• **REQUIRED TASK**
Find each line with the word "that" and copy it.
= = = = =
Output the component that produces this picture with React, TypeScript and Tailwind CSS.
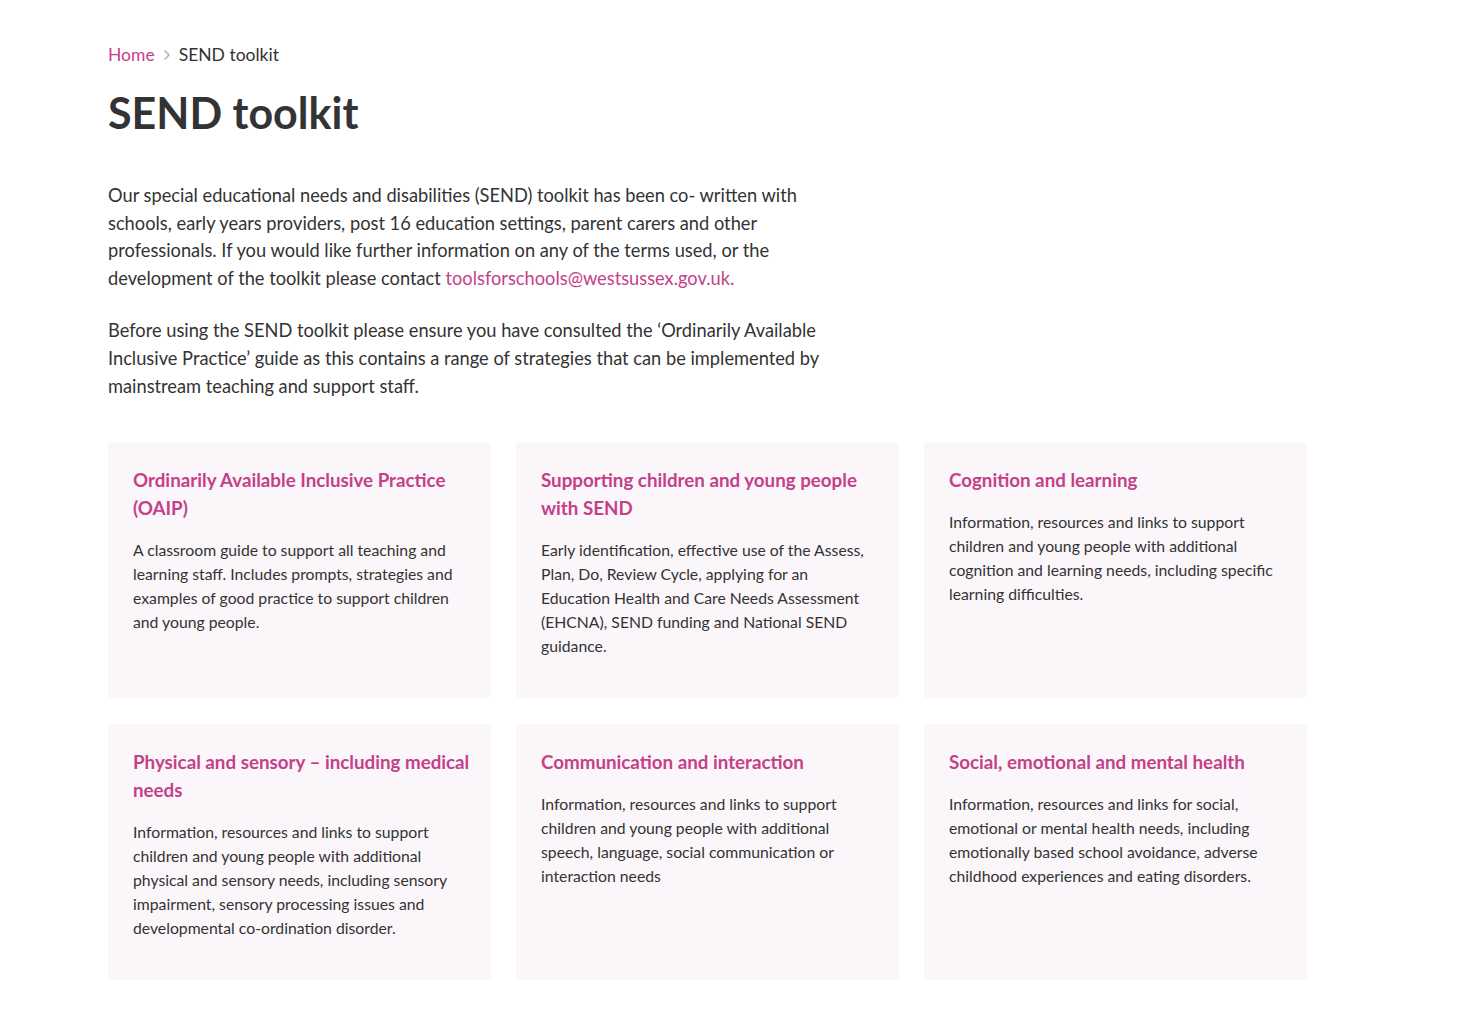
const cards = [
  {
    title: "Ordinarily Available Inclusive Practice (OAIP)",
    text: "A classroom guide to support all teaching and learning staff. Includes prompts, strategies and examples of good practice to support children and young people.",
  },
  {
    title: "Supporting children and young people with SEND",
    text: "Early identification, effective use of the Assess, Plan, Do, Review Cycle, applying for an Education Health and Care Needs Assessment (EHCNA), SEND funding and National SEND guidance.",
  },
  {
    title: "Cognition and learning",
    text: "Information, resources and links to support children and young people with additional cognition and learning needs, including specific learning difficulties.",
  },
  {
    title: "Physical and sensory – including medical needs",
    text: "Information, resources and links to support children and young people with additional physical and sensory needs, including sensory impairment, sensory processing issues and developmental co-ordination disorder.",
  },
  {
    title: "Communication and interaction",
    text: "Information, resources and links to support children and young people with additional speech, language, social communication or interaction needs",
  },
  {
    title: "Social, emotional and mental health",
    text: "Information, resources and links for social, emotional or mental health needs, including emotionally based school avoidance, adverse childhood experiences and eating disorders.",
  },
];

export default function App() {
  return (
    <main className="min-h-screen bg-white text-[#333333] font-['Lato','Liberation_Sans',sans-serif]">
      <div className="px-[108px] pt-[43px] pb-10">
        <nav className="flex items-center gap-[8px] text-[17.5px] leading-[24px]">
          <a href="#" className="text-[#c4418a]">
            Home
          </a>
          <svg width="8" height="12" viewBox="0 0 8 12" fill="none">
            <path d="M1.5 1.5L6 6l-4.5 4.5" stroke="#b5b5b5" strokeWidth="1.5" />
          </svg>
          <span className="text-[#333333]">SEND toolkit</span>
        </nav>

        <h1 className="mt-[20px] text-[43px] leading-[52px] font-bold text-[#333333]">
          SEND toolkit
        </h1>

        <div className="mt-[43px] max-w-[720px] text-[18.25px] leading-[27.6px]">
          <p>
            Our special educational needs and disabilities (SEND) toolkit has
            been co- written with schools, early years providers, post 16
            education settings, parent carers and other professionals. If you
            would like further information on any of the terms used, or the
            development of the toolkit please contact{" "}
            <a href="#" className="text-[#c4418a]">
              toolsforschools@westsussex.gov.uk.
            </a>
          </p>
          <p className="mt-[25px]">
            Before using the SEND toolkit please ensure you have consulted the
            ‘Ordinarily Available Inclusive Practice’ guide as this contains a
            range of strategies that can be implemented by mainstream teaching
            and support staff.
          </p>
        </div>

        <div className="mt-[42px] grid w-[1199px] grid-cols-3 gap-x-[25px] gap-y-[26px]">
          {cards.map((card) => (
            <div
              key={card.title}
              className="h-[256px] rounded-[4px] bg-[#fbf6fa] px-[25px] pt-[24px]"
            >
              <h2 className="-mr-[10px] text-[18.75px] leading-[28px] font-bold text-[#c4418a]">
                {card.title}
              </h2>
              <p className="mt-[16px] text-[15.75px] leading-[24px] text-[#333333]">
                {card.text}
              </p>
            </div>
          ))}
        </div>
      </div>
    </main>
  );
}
= = = = =
• **WORKED SOLUTION**
Output the component that produces this picture with React, TypeScript and Tailwind CSS.
            range of strategies that can be implemented by mainstream teaching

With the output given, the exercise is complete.